A striking part of the society we encounter in City of God
is the role that gossip plays in provoking the characters to act one way or another. Carolina says plainly to William Astor at his father’s funeral, “People say many things, Mr. Astor. Most of them are not particularly important” (page 379). Do you think this applies more to society back then than today?
Good God, no! What else is all our sound-bite TV passing for news, and all our endless talk shows and blogs and celebrity mania if not gossip in more and better and bigger forms than anything they thought of in the nineteenth century!
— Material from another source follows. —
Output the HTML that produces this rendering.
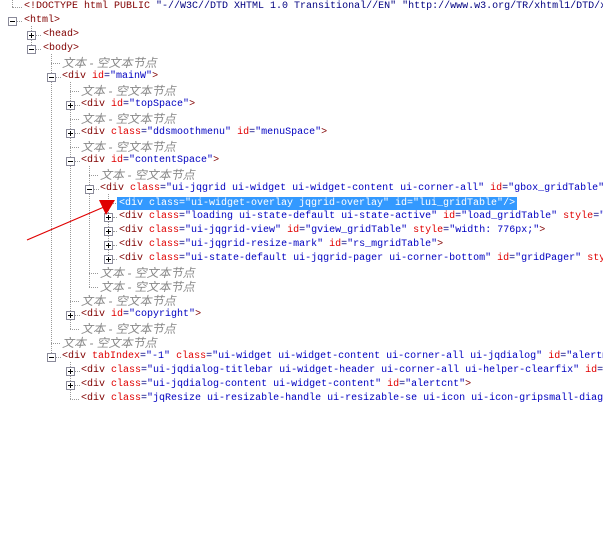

Have you ever traveled to China to visit Mei-hua and Ah Chee’s homeland? Ever been aboard a sampan? Or, if not, has researching these characters made you want to go?
I’ve never been to China, but I would love to go.
In the final lines of the book, Mei Lin tells Nick: “’We are all, every moment, in the hands of God, Dr. Turner.’” To which he replies, “’So they tell me, Mei Lin. So they tell me’” (page 519). Why did you find it necessary to end on a religious note, in the same way that you began the book? Is it a struggle that will continue to influence the lives of the characters of the series?
Nick is a thoughtful man, as this book shows from the beginning, a man who gains wisdom during the course of the story. As such he has come to know that there are no certitudes in this life. That he would struggle to believe Mei Lin’s words in the face of the carnage that was the Civil War is hardly surprising. In my view the fact that the answers that religion offers are neither simple nor easy doesn’t make religion less true or less believable. As for ending the story by addressing its underlying theme, all novelists are guilty of wanting to tie up the package. I sometimes think that’s why we write fiction. We can make it tidier than life.
Any chance we’ll follow the Turner and Devrey and Klein heritage all the way to modern times? Do you already imagine offspring of these lineages in the New York of today?
I have plans that would take the series up to the 1920s, but I haven’t thought of anything beyond that.